If your business size or usage changes often, flexibility usually matters more than the headline price.
Are business mobile contract cheaper than personal ones?
Not always but they’re structured differently.
Business mobile contract often include pooled data, account management, multiple SIMs and billing controls that personal plans don’t offer. While a single SIM might look cheaper on a consumer deal, businesses usually save money across the whole estate, especially as teams grow.
Can I cancel a business mobile contract early without paying exit fees?
Only in specific cases. Most fixed-term business mobile contracts include early termination charges. However, some suppliers allow:
- Line reductions after a minimum period
- Swapping users to SIM-only
- Break clauses triggered by price rises or service failures
Always check the exit clause before signing this is where most surprises happen.

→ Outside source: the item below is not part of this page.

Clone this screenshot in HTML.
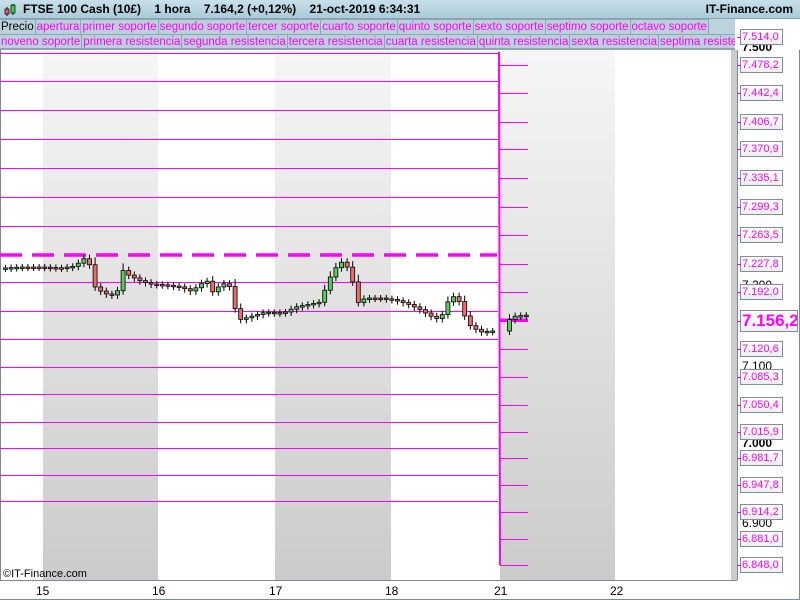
<!DOCTYPE html>
<html><head><meta charset="utf-8"><style>
*{margin:0;padding:0;box-sizing:border-box}
body{width:800px;height:600px;overflow:hidden;background:#fff;font-family:"Liberation Sans",sans-serif;position:relative}
#hdr{position:absolute;left:0;top:0;width:800px;height:19px;background:linear-gradient(#c8e0ea,#a9cbd9);border-bottom:1px solid #8aa3b0;font-size:12px;line-height:19px;font-weight:bold}
.row{position:absolute;left:0;height:16px;display:flex;font-size:11.5px;line-height:15px;background:#bcd3dd}
.row span{border:1px solid #8ea6b2;border-left:none;padding:0 1px;color:#ff00ff;white-space:nowrap;background:#bad1db}
.lbl{position:absolute;left:740px;width:43px;height:16px;border:1px solid #7e8f9b;background:linear-gradient(#fff,#eee);color:#ff00ff;font-size:11px;line-height:14px;padding-left:1px;white-space:nowrap;overflow:hidden}
.blk{position:absolute;left:742px;font-size:12px;color:#000}
.xl{position:absolute;top:584px;font-size:12px}
</style></head><body>
<div id="hdr">
<svg style="position:absolute;left:3px;top:3px" width="14" height="14"><line x1="4" y1="4" x2="4" y2="13" stroke="#000"/><rect x="2" y="6" width="4" height="5" fill="#e56" stroke="#000" stroke-width=".7"/><line x1="10" y1="1" x2="10" y2="12" stroke="#000"/><rect x="8" y="2" width="4" height="8" fill="#4c4" stroke="#000" stroke-width=".7"/></svg>
<span style="position:absolute;left:23px">FTSE 100 Cash (10£)&nbsp;&nbsp;&nbsp; 1 hora&nbsp;&nbsp;&nbsp; 7.164,2 (+0,12%)&nbsp;&nbsp;&nbsp; 21-oct-2019 6:34:31</span>
<span style="position:absolute;right:7px">IT-Finance.com</span>
</div>
<div class="row" style="top:19px;width:735px"><span style="color:#000">Precio</span><span>apertura</span><span>primer soporte</span><span>segundo soporte</span><span>tercer soporte</span><span>cuarto soporte</span><span>quinto soporte</span><span>sexto soporte</span><span>septimo soporte</span><span>octavo soporte</span></div>
<div class="row" style="top:34px;width:735px;overflow:hidden;border-bottom:1px solid #8ea6b2"><span>noveno soporte</span><span>primera resistencia</span><span>segunda resistencia</span><span>tercera resistencia</span><span>cuarta resistencia</span><span>quinta resistencia</span><span>sexta resistencia</span><span>septima resistencia</span></div>
<svg id="ch" style="position:absolute;left:0;top:50px" width="800" height="550">
<defs><linearGradient id="g" x1="0" y1="0" x2="0" y2="1"><stop offset="0" stop-color="#f6f6f6"/><stop offset="1" stop-color="#cbcbcb"/></linearGradient></defs>
<rect x="43" y="0" width="115" height="530" fill="url(#g)"/>
<rect x="275" y="0" width="116" height="530" fill="url(#g)"/>
<rect x="500" y="0" width="115" height="530" fill="url(#g)"/>
<rect x="731" y="0" width="6" height="530" fill="#ccc"/>
<line x1="0.5" y1="0" x2="0.5" y2="530" stroke="#7a8a99"/>
<line x1="0" y1="530.5" x2="737" y2="530.5" stroke="#7a8a99"/>
<line x1="737.5" y1="0" x2="737.5" y2="530" stroke="#7a8a99"/>
<line x1="799.5" y1="0" x2="799.5" y2="550" stroke="#7a8a99"/>
<line x1="0" y1="549.5" x2="800" y2="549.5" stroke="#7a8a99"/>
<g id="lines" stroke="#ff00ff"></g>
<g id="cd"></g>
<text x="3" y="527" font-size="11" font-family="Liberation Sans">©IT-Finance.com</text>
</svg>
<div id="ax"></div>
<div class="xl" style="left:36px">15</div><div class="xl" style="left:152px">16</div><div class="xl" style="left:269px">17</div><div class="xl" style="left:385px">18</div><div class="xl" style="left:494px">21</div><div class="xl" style="left:610px">22</div>
<script>
var L=document.getElementById('lines'),s='';
[53,81,110,139,168,197,226,282,311,339,367,394,422,448,475,501].forEach(function(y){s+='<line x1="0" y1="'+(y-50+.5)+'" x2="498" y2="'+(y-50+.5)+'"/>';});
s+='<line x1="0" y1="205" x2="497" y2="205" stroke-width="3.5" stroke-dasharray="22,10"/>';
s+='<line x1="499" y1="2" x2="500" y2="515" stroke-width="2"/>';
var R=[37,65,93,122,149,178,207,235,264,292,321,349,377,405,432,458,485,512,539,565];
R.forEach(function(y){s+='<line x1="500" y1="'+(y-50+.5)+'" x2="528" y2="'+(y-50+.5)+'"/>';});
s+='<line x1="500" y1="270" x2="528" y2="270" stroke-width="3"/>';
L.innerHTML=s;
var P=[[3,268],[20,267],[40,267],[60,268],[75,266],[82,259],[88,258],[92,285],[100,291],[110,296],[118,290],[122,270],[128,275],[140,281],[150,284],[165,285],[180,287],[190,291],[200,285],[205,278],[212,292],[220,285],[228,282],[232,300],[238,320],[245,318],[255,315],[265,312],[275,313],[285,312],[295,307],[305,305],[320,302],[325,288],[332,272],[340,262],[345,263],[352,281],[357,303],[365,298],[380,298],[395,300],[410,305],[420,310],[430,316],[440,320],[445,305],[452,296],[458,300],[465,318],[470,326],[480,332],[490,331],[497,331],[503,322],[510,319],[515,316],[528,315]];
function py(x){for(var i=1;i<P.length;i++){if(x<=P[i][0]){var a=P[i-1],b=P[i];return a[1]+(b[1]-a[1])*(x-a[0])/(b[0]-a[0]);}}return 315;}
var c='',prev=py(3)-50;
for(var x=5;x<=528;x+=5.6){if(x>496&&x<504)continue;var cl=py(x)-50,op=prev,hi=Math.min(op,cl)-3-Math.abs(op-cl)*0.2,lo=Math.max(op,cl)+4;
c+='<line x1="'+(x+.5)+'" y1="'+hi+'" x2="'+(x+.5)+'" y2="'+lo+'" stroke="#000"/>';
var t=Math.min(op,cl),h=Math.max(Math.abs(op-cl),1.5);
c+='<rect x="'+(x-1.5)+'" y="'+t+'" width="4" height="'+h+'" fill="'+(cl<op?'#55cc55':'#ee6b6b')+'" stroke="#000" stroke-width="0.8"/>';prev=cl;}
document.getElementById('cd').innerHTML=c;
var A='',vals=['7.514,0','7.478,2','7.442,4','7.406,7','7.370,9','7.335,1','7.299,3','7.263,5','7.227,8','7.192,0','7.156,2','7.120,6','7.085,3','7.050,4','7.015,9','6.981,7','6.947,8','6.914,2','6.881,0','6.848,0'];
[[47,'7.500',1],[125,'7.400',0],[285,'7.200',0],[366,'7.100',0],[443,'7.000',1],[523,'6.900',0]].forEach(function(b){A+='<div class="blk" style="top:'+(b[0]-7)+'px;'+(b[2]?'font-weight:bold':'')+'">'+b[1]+'</div>';});
R.forEach(function(y,i){if(i==10)A+='<div class="lbl" style="top:'+(y-11)+'px;width:58px;height:22px;font-size:17px;font-weight:bold;line-height:20px">'+vals[i]+'</div>';else A+='<div class="lbl" style="top:'+(y-8)+'px">'+vals[i]+'</div>';
A+='<div style="position:absolute;left:737px;top:'+y+'px;width:4px;height:1px;background:#f0f"></div>';});
document.getElementById('ax').innerHTML=A;
</script>
</body></html>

What happens if my provider increases prices mid-contract?
Some business mobile contract include price variation clauses, allowing suppliers to raise prices with notice. If this happens, you may have the right to exit without penalty but only if the contract explicitly allows it. Always check how price increases are calculated and communicated.
Is a rolling contract safer for small businesses?
For many SMEs, yes. Rolling contracts reduce long-term risk, especially if cash flow, staffing or premises are uncertain. They’re popular with startups, seasonal businesses and companies testing new suppliers. The trade-off is higher monthly pricing and fewer handset discounts.
Do I own the handset at the end of a business mobile contract?
It depends on how the handset is financed.
- If the phone is fully paid off through the contract, you usually own it.
- If it’s financed separately, ownership may only transfer once all payments are complete.
Always confirm whether the handset is bundled, leased, or financed and what happens if you leave early.
Can I mix contract types within one business account?
Yes and many businesses do.
- Fixed contracts for senior staff or heavy users
- Flexible or rolling SIMs for contractors or temporary staff
This hybrid approach keeps costs down while avoiding unnecessary long-term commitments.
What notice period should I expect on a business mobile contract?
- Fixed contracts: notice given within a specific end-of-term window
- Rolling contracts: 30 days
- Flexible contracts: varies could be 30, 60 or 90 days
Missing the notice window can automatically renew your contract, so diary reminders are essential.
How long does it take to switch business mobile providers?
Most switches complete within 1–10 working days, depending on:
- Number of lines
- Whether handsets are involved
- Porting complexity
Larger estates often move in phases to reduce disruption.
Will switching providers disrupt staff phones?
Usually not. Number porting is standard, and downtime is minimal if the switch is planned properly. Most disruption comes from poor internal communication, not the switch itself. Let staff know when the change is happening and what (if anything) they need to do.
- Use fixed-term deals when you want handset discounts and predictable costs.
- Use flexible terms when your headcount or needs are changing.
What’s the biggest risk with long business mobile contracts?
The biggest risk with long business mobile contracts is loss of flexibility. Businesses change faster than contracts do. A deal that looks cheap today can become expensive if usage drops, staff leave, or better plans appear in the market.
Should business mobile contracts be reviewed alongside other suppliers?
Yes. Many businesses review business mobile contracts alongside energy, broadband and premises agreements. Aligning renewal dates improves negotiation power and reduces the risk of overlapping exit fees or missed notice periods.